As well, Pospisil says, only 4 per cent of Ontario’s power is generated using natural gas, guarantees the projects will be built. “There’s a lot of talk and there’s little action.” Problems like gas price hikes, a delay in the market opening, or confusion over regulations could scuttle any of them.

Sithe Energy, for example, is developing projects all over the northeastern United States. It has more on the books than it will have the turbines and other equipment to build, so its projects are, in effect, in competition with each other. “We don’t know if we’ll get the investment,” Adams says.

Ontario Hydro’s first responsibility was to ensure a secure power supply, says Frame, the energy consultant, but, “under the new system, no one has the responsibility to meet demand. If more supply is needed, who’s got the responsibility of building new plants? Under our legislation, no one has.”

Those who back deregulation assume that if the market is there, supply will be built, he says. “That’s not working in California.”

Most of the new plants will be fuelled by natural gas, raising the threat of rate hikes if gas prices keep rising.
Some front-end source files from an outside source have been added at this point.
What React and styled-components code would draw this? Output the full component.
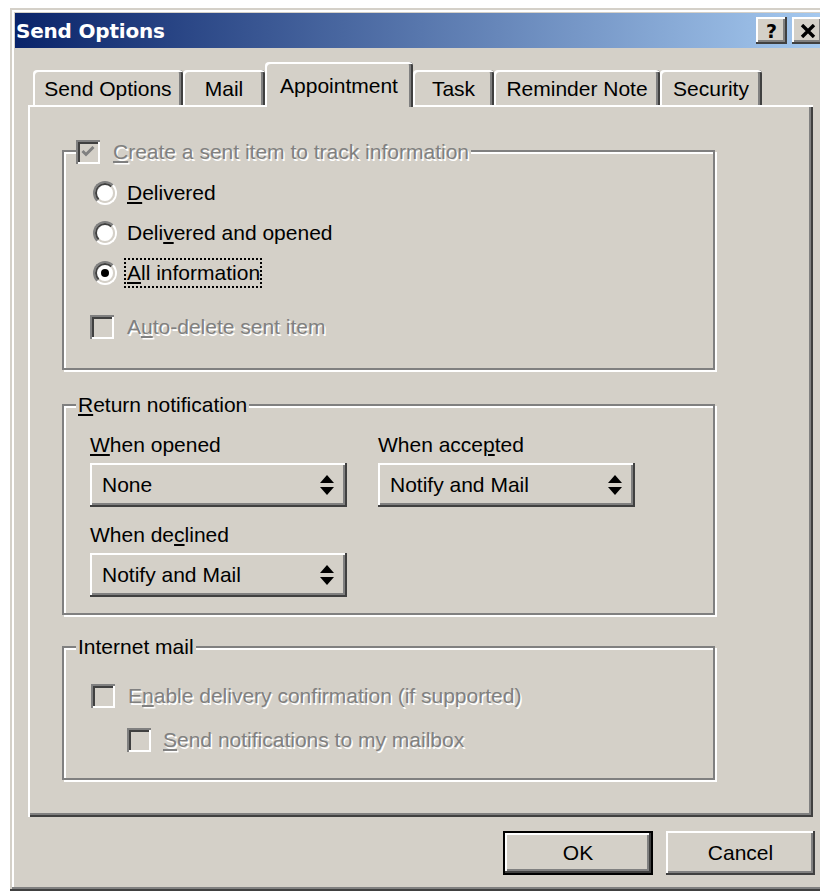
import React from 'react'
import styled, { createGlobalStyle } from 'styled-components'

const GlobalStyle = createGlobalStyle`
  html, body {
    margin: 0;
    background: #fff;
    overflow: hidden;
  }
  body {
    font-family: "Liberation Sans", Arial, sans-serif;
    font-size: 21px;
    color: #000;
  }
  u {
    text-decoration-thickness: 2px;
    text-underline-offset: 2px;
  }
`

const raised = `
  box-shadow: inset -2px -2px #404040, inset 2px 2px #fff,
    inset -4px -4px #808080, inset 4px 4px #d4d0c8;
`

const Window = styled.div`
  box-sizing: border-box;
  width: 822px;
  margin: 8px 0 0 10px;
  padding: 5px;
  background: #d4d0c8;
  box-shadow: inset -2px -2px #404040, inset 2px 2px #d4d0c8,
    inset -4px -4px #808080, inset 4px 4px #fff;
`

const TitleBar = styled.div`
  height: 35px;
  display: flex;
  align-items: center;
  justify-content: space-between;
  padding: 0 4px 0 1px;
  background: linear-gradient(to right, #0a246a, #a6caf0);
`

const Title = styled.span`
  font-family: "DejaVu Sans", Verdana, sans-serif;
  font-weight: bold;
  font-size: 20px;
  letter-spacing: -0.2px;
  color: #fff;
`

const TitleButtons = styled.div`
  display: flex;
  gap: 5px;
`

const TitleButton = styled.div`
  box-sizing: border-box;
  width: 31px;
  height: 27px;
  display: flex;
  align-items: center;
  justify-content: center;
  background: #d4d0c8;
  font-family: "DejaVu Sans", Verdana, sans-serif;
  font-weight: bold;
  font-size: 19px;
  ${raised}
`

const Body = styled.div`
  padding: 14px 14px 0 13px;
`

const TabStrip = styled.div`
  display: flex;
  align-items: flex-end;
  padding-left: 5px;
`

const Tab = styled.div`
  box-sizing: border-box;
  width: ${p => p.$w}px;
  height: ${p => (p.$active ? 45 : 35)}px;
  margin-bottom: ${p => (p.$active ? -2 : 0)}px;
  position: relative;
  z-index: ${p => (p.$active ? 1 : 0)};
  display: flex;
  align-items: center;
  justify-content: center;
  padding-top: 2px;
  background: #d4d0c8;
  border-radius: 4px 4px 0 0;
  white-space: nowrap;
  box-shadow: inset 2px 2px #fff, inset -2px 0 #404040, inset -4px 0 #808080;
`

const Panel = styled.div`
  box-sizing: border-box;
  width: 785px;
  height: 712px;
  padding: 34px 0 0 34px;
  box-shadow: inset 2px 2px #fff, inset -2px -2px #404040, inset -4px -4px #808080;
`

const GroupBox = styled.fieldset`
  box-sizing: border-box;
  width: 653px;
  margin: ${p => p.$top}px 0 0 0;
  padding: ${p => p.$pad};
  border: 2px solid #808080;
  box-shadow: inset 2px 2px #fff, 2px 2px #fff;
  min-inline-size: auto;
`

const Legend = styled.legend`
  margin-left: 12px;
  padding: 0 2px;
  height: 24px;
  line-height: 24px;
  background: #d4d0c8;
`

const LegendRow = styled.span`
  display: inline-flex;
  align-items: center;
  gap: 13px;
  margin-left: -2px;
`

const Caption = styled.span`
  color: ${p => (p.$disabled ? '#808080' : '#000')};
  text-shadow: ${p => (p.$disabled ? '1.5px 1.5px 0 #fff' : 'none')};
  white-space: nowrap;
`

const OptionRow = styled.div`
  display: flex;
  align-items: center;
  height: 40px;
  padding-left: ${p => p.$indent}px;
  margin-top: ${p => p.$top || 0}px;
  gap: ${p => p.$gap}px;
`

const CheckBox = styled.span`
  box-sizing: border-box;
  flex: none;
  width: 24px;
  height: 24px;
  display: flex;
  align-items: center;
  justify-content: center;
  background: ${p => (p.$disabled ? '#d4d0c8' : '#fff')};
  box-shadow: inset 2px 2px #808080, inset -2px -2px #fff,
    inset 4px 4px #404040, inset -4px -4px #d4d0c8;
`

const RadioOuter = styled.span`
  box-sizing: border-box;
  flex: none;
  width: 24px;
  height: 24px;
  border-radius: 50%;
  border: 2px solid;
  border-color: #808080 #fff #fff #808080;
`

const RadioInner = styled.span`
  box-sizing: border-box;
  width: 100%;
  height: 100%;
  display: flex;
  align-items: center;
  justify-content: center;
  border-radius: 50%;
  border: 2px solid;
  border-color: #404040 #d4d0c8 #d4d0c8 #404040;
  background: #fff;
`

const RadioDot = styled.span`
  width: 8px;
  height: 8px;
  border-radius: 50%;
  background: #000;
`

const FocusLabel = styled.span`
  padding: 2px 0 2px 1px;
  border: 2px dotted #000;
  margin-left: -3px;
  line-height: 22px;
  white-space: nowrap;
`

const FieldGrid = styled.div`
  display: grid;
  grid-template-columns: 257px 257px;
  column-gap: 31px;
  row-gap: 14px;
  padding: 14px 0 16px 26px;
`

const Field = styled.div`
  display: flex;
  flex-direction: column;
  gap: 4px;
`

const FieldLabel = styled.div`
  height: 28px;
  line-height: 28px;
`

const Select = styled.div`
  box-sizing: border-box;
  width: 257px;
  height: 44px;
  display: flex;
  align-items: center;
  justify-content: space-between;
  padding: 0 13px 0 12px;
  background: #d4d0c8;
  ${raised}
`

const ButtonRow = styled.div`
  display: flex;
  justify-content: flex-end;
  gap: 13px;
  padding: 14px 0 11px 0;
  margin-right: -2px;
`

const PushButton = styled.button`
  box-sizing: border-box;
  width: ${p => p.$w}px;
  height: 44px;
  padding: 0;
  font: inherit;
  color: #000;
  background: #d4d0c8;
  border: ${p => (p.$default ? '2px solid #000' : 'none')};
  ${raised}
`

const CheckMark = () => (
  <svg width="14" height="12" viewBox="0 0 14 12">
    <polyline points="1.5,5 5,8.5 12.5,1" fill="none" stroke="#808080" strokeWidth="3" />
  </svg>
)

const Arrows = () => (
  <svg width="14" height="22" viewBox="0 0 14 22">
    <polygon points="0,9 7,1 14,9" fill="#000" />
    <polygon points="0,13 7,21 14,13" fill="#000" />
  </svg>
)

const CloseGlyph = () => (
  <svg width="16" height="14" viewBox="0 0 16 14">
    <path d="M2 1 L14 13 M14 1 L2 13" stroke="#000" strokeWidth="3.4" />
  </svg>
)

const Radio = ({ checked }) => (
  <RadioOuter>
    <RadioInner>{checked && <RadioDot />}</RadioInner>
  </RadioOuter>
)

const tabs = [
  { label: 'Send Options', w: 150 },
  { label: 'Mail', w: 82 },
  { label: 'Appointment', w: 148, active: true },
  { label: 'Task', w: 81 },
  { label: 'Reminder Note', w: 166 },
  { label: 'Security', w: 102 },
]

const DropDown = ({ value }) => (
  <Select>
    <span>{value}</span>
    <Arrows />
  </Select>
)

export default function App() {
  return (
    <>
      <GlobalStyle />
      <Window>
        <TitleBar>
          <Title>Send Options</Title>
          <TitleButtons>
            <TitleButton>?</TitleButton>
            <TitleButton>
              <CloseGlyph />
            </TitleButton>
          </TitleButtons>
        </TitleBar>

        <Body>
          <TabStrip>
            {tabs.map(t => (
              <Tab key={t.label} $w={t.w} $active={t.active}>
                {t.label}
              </Tab>
            ))}
          </TabStrip>

          <Panel>
            <GroupBox $top={0} $pad="10px 0 21px 0">
              <Legend>
                <LegendRow>
                  <CheckBox $disabled>
                    <CheckMark />
                  </CheckBox>
                  <Caption $disabled>
                    <u>C</u>reate a sent item to track information
                  </Caption>
                </LegendRow>
              </Legend>
              <OptionRow $indent={29} $gap={10}>
                <Radio />
                <Caption>
                  <u>D</u>elivered
                </Caption>
              </OptionRow>
              <OptionRow $indent={29} $gap={10}>
                <Radio />
                <Caption>
                  Deli<u>v</u>ered and opened
                </Caption>
              </OptionRow>
              <OptionRow $indent={29} $gap={10}>
                <Radio checked />
                <FocusLabel>
                  <u>A</u>ll information
                </FocusLabel>
              </OptionRow>
              <OptionRow $indent={26} $gap={13} $top={14}>
                <CheckBox $disabled />
                <Caption $disabled>
                  A<u>u</u>to-delete sent item
                </Caption>
              </OptionRow>
            </GroupBox>

            <GroupBox $top={23} $pad="0">
              <Legend>
                <u>R</u>eturn notification
              </Legend>
              <FieldGrid>
                <Field>
                  <FieldLabel>
                    <u>W</u>hen opened
                  </FieldLabel>
                  <DropDown value="None" />
                </Field>
                <Field>
                  <FieldLabel>
                    When acce<u>p</u>ted
                  </FieldLabel>
                  <DropDown value="Notify and Mail" />
                </Field>
                <Field>
                  <FieldLabel>
                    When de<u>c</u>lined
                  </FieldLabel>
                  <DropDown value="Notify and Mail" />
                </Field>
              </FieldGrid>
            </GroupBox>

            <GroupBox $top={20} $pad="17px 0 18px 0">
              <Legend>Internet mail</Legend>
              <OptionRow $indent={27} $gap={13}>
                <CheckBox $disabled />
                <Caption $disabled>
                  E<u>n</u>able delivery confirmation (if supported)
                </Caption>
              </OptionRow>
              <OptionRow $indent={63} $gap={12} $top={4}>
                <CheckBox $disabled />
                <Caption $disabled>
                  <u>S</u>end notifications to my mailbox
                </Caption>
              </OptionRow>
            </GroupBox>
          </Panel>

          <ButtonRow>
            <PushButton $w={150} $default>
              OK
            </PushButton>
            <PushButton $w={149}>Cancel</PushButton>
          </ButtonRow>
        </Body>
      </Window>
    </>
  )
}
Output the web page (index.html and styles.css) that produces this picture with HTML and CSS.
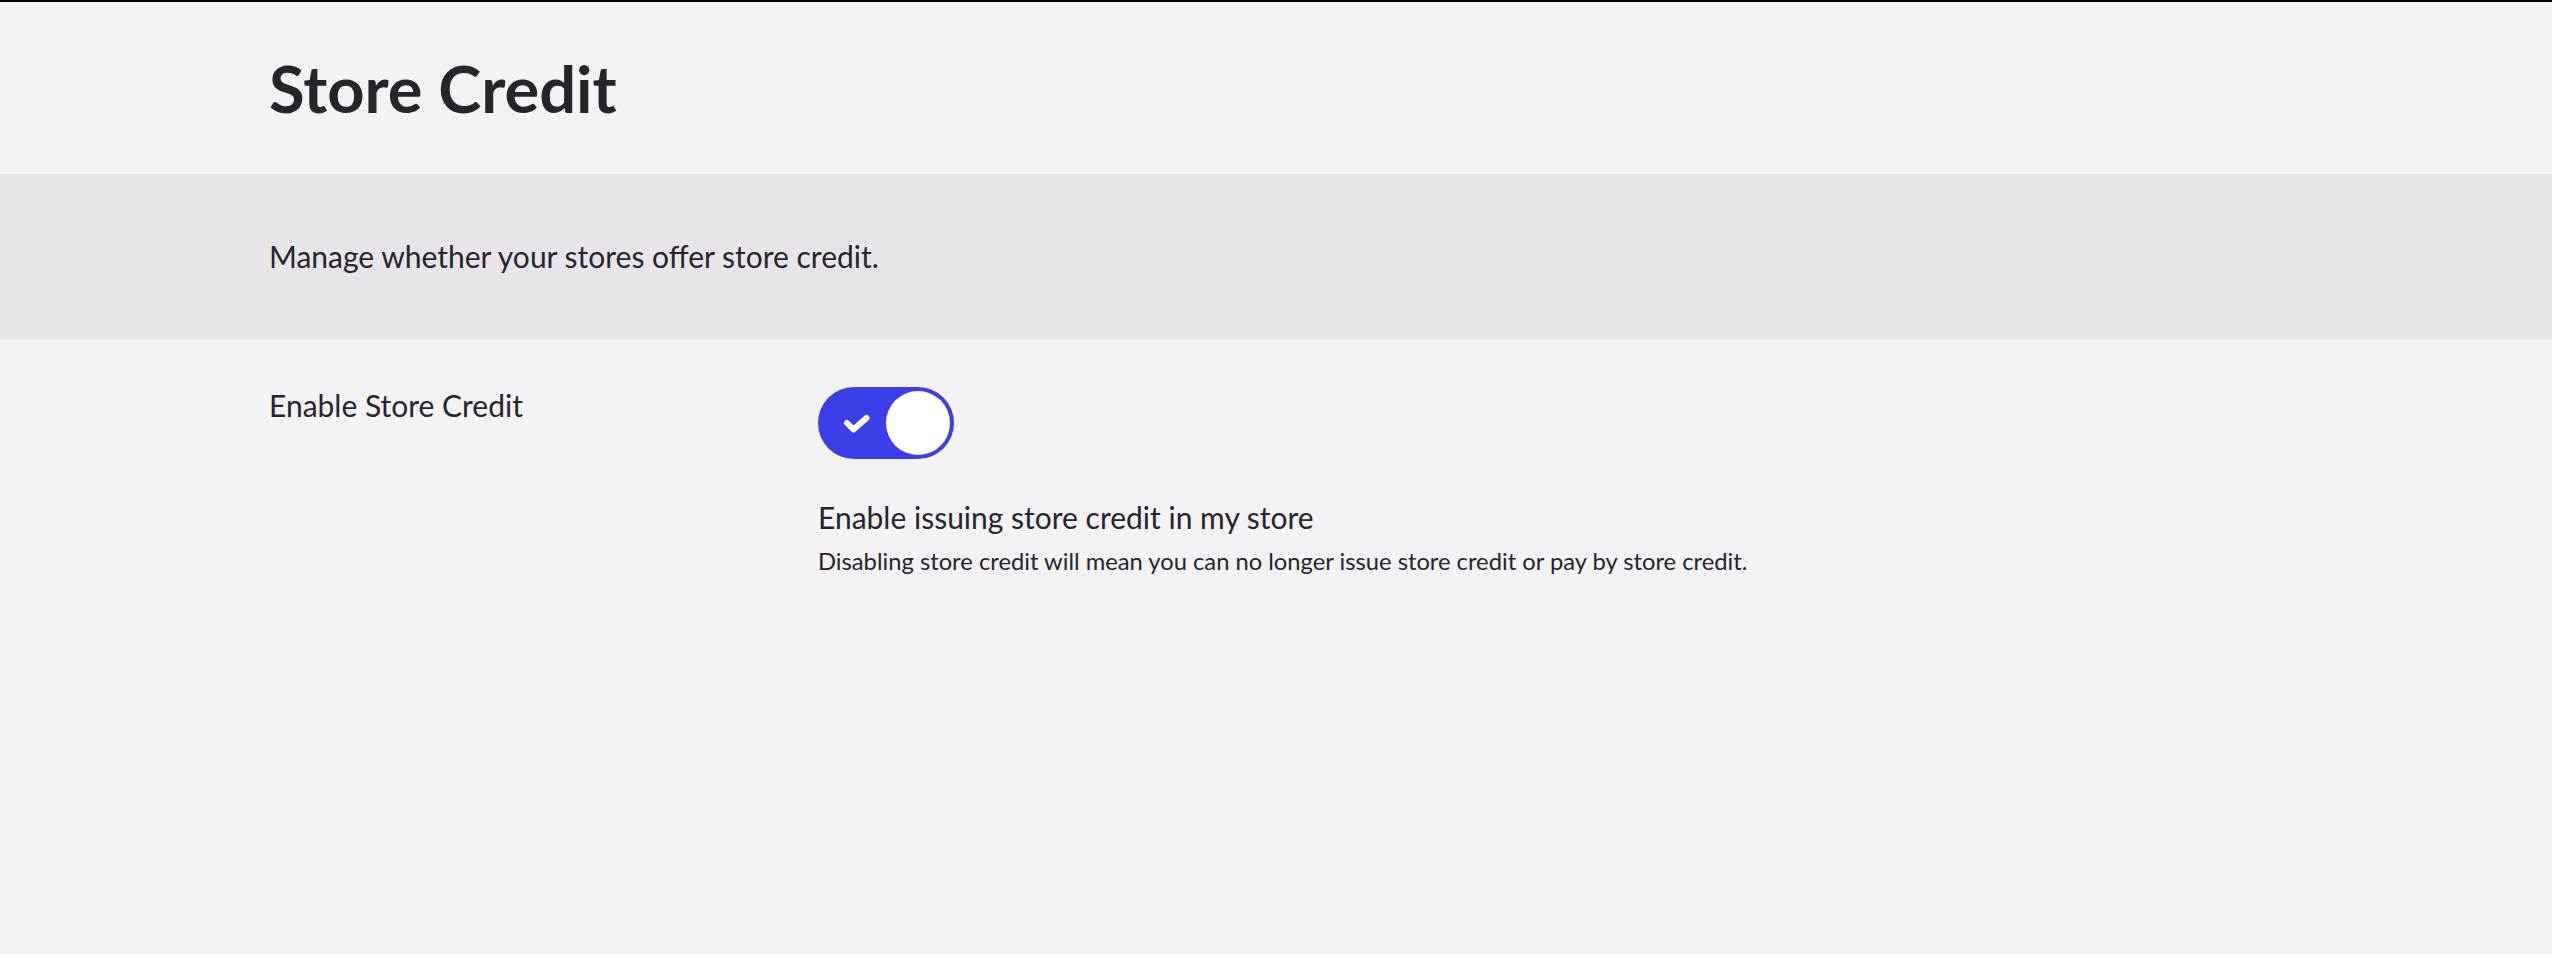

While some in Ontario debate whether price caps will be needed, there are no plans for them, says Kevin Dove, a spokesperson for the IMO. “The market will determine prices . . . We believe that by ensuring the maximum amount of choice in the marketplace and the maximum supply of power, that will be the best protection for consumers.”

Much of southern Ontario’s air pollution comes from coal-fired generating stations in the Ohio River valley.

Canada has been urging the United States to impose controls on those plants, but Ontario consumers could soon be buying power from them.

The rules won’t deal with environmental concerns, Dove says. “We need to know supply is reliable, not (just) where it comes from.”